The Anna Murray and Frederick Douglass Family Lewis Henry Douglass

‘The family worked on only encouraged by the thought that they were working for the cause in which their father and mother were interested – namely the emancipation of the slave.’
Lewis Henry Douglass

Born in New Bedford, Lewis Henry Douglass (1840-1908) was a printer, typesetter, essayist, orator, historian, civil rights protester, anti-lynching crusader, and Civil War combat veteran.

When Frederick Douglass (1818-1895) issued his rallying cry, ‘Men of Color, To Arms!’ in 1863, Lewis Henry Douglass joined the 54th Massachusetts Black combat regiment. He was immediately promoted to the rank of Sergeant-Major and he served a distinguished military career.

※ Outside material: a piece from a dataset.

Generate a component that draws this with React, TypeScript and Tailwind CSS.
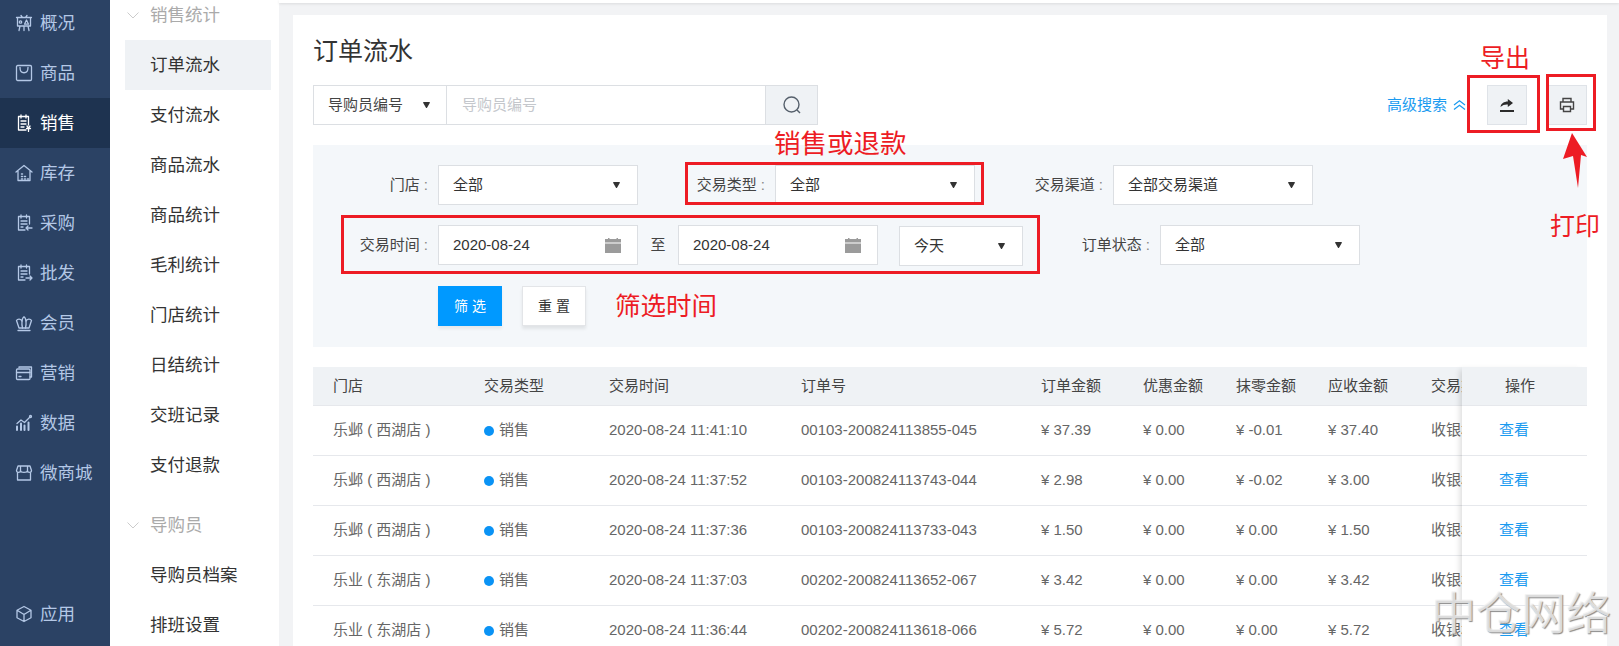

Writing the love of his life, Helen Amelia Loguen (1843-1936), from the front lines, he was jubilant: ‘Remember if I die I die in a good cause. I wish we had a hundred thousand colored troops we would put an end to this war. Should I fall in the next fight killed or wounded I hope to fall with my face to the foe.’

Lewis Henry Douglass’s battles were not over when he returned from the Civil War. He was exposed to white supremacist discrimination and racist persecution in his daily struggle to find employment. Frederick Douglass was appalled and immediately communicated his heartfelt protest: ‘I have felt the iron of negro hate before, but the case of this young man gave it a deeper entrance into my soul than ever before… His crime was his color.’

All his life, Lewis Henry Douglass worked hard to remember the heroism not only of his father but of the entire Douglass family as intergenerational freedom-fighters by doing powerful justice in the written record to ‘the distresses, the anxieties, and the hardships that he and his family had to undergo in the struggle for the cause of liberty.’